- [Data excerpt]:
────
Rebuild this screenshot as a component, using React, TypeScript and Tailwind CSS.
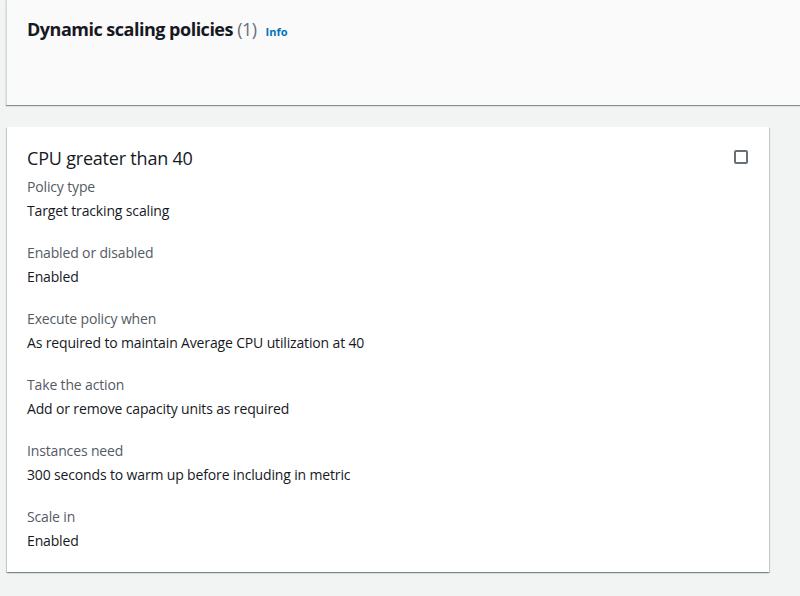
const rows = [
  { label: "Policy type", value: "Target tracking scaling" },
  { label: "Enabled or disabled", value: "Enabled" },
  { label: "Execute policy when", value: "As required to maintain Average CPU utilization at 40" },
  { label: "Take the action", value: "Add or remove capacity units as required" },
  { label: "Instances need", value: "300 seconds to warm up before including in metric" },
  { label: "Scale in", value: "Enabled" },
];

export default function App() {
  return (
    <div
      className="min-h-[596px] w-[800px] overflow-hidden bg-[#f2f3f3] text-[#16191f]"
      style={{ fontFamily: '"Open Sans", "Noto Sans", sans-serif' }}
    >
      <div className="ml-[6px] h-[105px] w-[820px] border-l border-[#d5dbdb] bg-[#fafafa] shadow-[0_1px_1px_0_rgba(0,28,36,0.45)]">
        <div className="flex items-baseline gap-[9px] pl-[20px] pt-[18px]">
          <h2 className="text-[18px] font-bold leading-[22px] tracking-[-0.5px]">
            Dynamic scaling policies{" "}
            <span className="font-normal text-[#687078]">(1)</span>
          </h2>
          <a href="#" className="text-[11px] font-bold text-[#0073bb]">
            Info
          </a>
        </div>
      </div>

      <div className="ml-[7px] mt-[22px] w-[762px] bg-white px-[20px] pb-[21px] pt-[20px] shadow-[0_1px_1px_0_rgba(0,28,36,0.3),1px_1px_1px_0_rgba(0,28,36,0.15),-1px_1px_1px_0_rgba(0,28,36,0.15)]">
        <div className="flex items-start justify-between">
          <h3 className="text-[18px] leading-[22px] tracking-[-0.2px]">CPU greater than 40</h3>
          <span className="mr-[1px] mt-[3px] h-[14px] w-[14px] rounded-[2px] border-2 border-[#687078]" />
        </div>
        <div className="mt-[8px] flex flex-col gap-[22px]">
          {rows.map((r) => (
            <div key={r.label} className="flex flex-col gap-[4px] text-[14px] leading-[20px] tracking-[-0.15px]">
              <span className="text-[#545b64]">{r.label}</span>
              <span>{r.value}</span>
            </div>
          ))}
        </div>
      </div>
    </div>
  );
}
────
- [What is expected]:
Reproduce the material above in full, exactly, with no images.

- [Exercise result]:
Rebuild this screenshot as a component, using React, TypeScript and Tailwind CSS.
const rows = [
  { label: "Policy type", value: "Target tracking scaling" },
  { label: "Enabled or disabled", value: "Enabled" },
  { label: "Execute policy when", value: "As required to maintain Average CPU utilization at 40" },
  { label: "Take the action", value: "Add or remove capacity units as required" },
  { label: "Instances need", value: "300 seconds to warm up before including in metric" },
  { label: "Scale in", value: "Enabled" },
];

export default function App() {
  return (
    <div
      className="min-h-[596px] w-[800px] overflow-hidden bg-[#f2f3f3] text-[#16191f]"
      style={{ fontFamily: '"Open Sans", "Noto Sans", sans-serif' }}
    >
      <div className="ml-[6px] h-[105px] w-[820px] border-l border-[#d5dbdb] bg-[#fafafa] shadow-[0_1px_1px_0_rgba(0,28,36,0.45)]">
        <div className="flex items-baseline gap-[9px] pl-[20px] pt-[18px]">
          <h2 className="text-[18px] font-bold leading-[22px] tracking-[-0.5px]">
            Dynamic scaling policies{" "}
            <span className="font-normal text-[#687078]">(1)</span>
          </h2>
          <a href="#" className="text-[11px] font-bold text-[#0073bb]">
            Info
          </a>
        </div>
      </div>

      <div className="ml-[7px] mt-[22px] w-[762px] bg-white px-[20px] pb-[21px] pt-[20px] shadow-[0_1px_1px_0_rgba(0,28,36,0.3),1px_1px_1px_0_rgba(0,28,36,0.15),-1px_1px_1px_0_rgba(0,28,36,0.15)]">
        <div className="flex items-start justify-between">
          <h3 className="text-[18px] leading-[22px] tracking-[-0.2px]">CPU greater than 40</h3>
          <span className="mr-[1px] mt-[3px] h-[14px] w-[14px] rounded-[2px] border-2 border-[#687078]" />
        </div>
        <div className="mt-[8px] flex flex-col gap-[22px]">
          {rows.map((r) => (
            <div key={r.label} className="flex flex-col gap-[4px] text-[14px] leading-[20px] tracking-[-0.15px]">
              <span className="text-[#545b64]">{r.label}</span>
              <span>{r.value}</span>
            </div>
          ))}
        </div>
      </div>
    </div>
  );
}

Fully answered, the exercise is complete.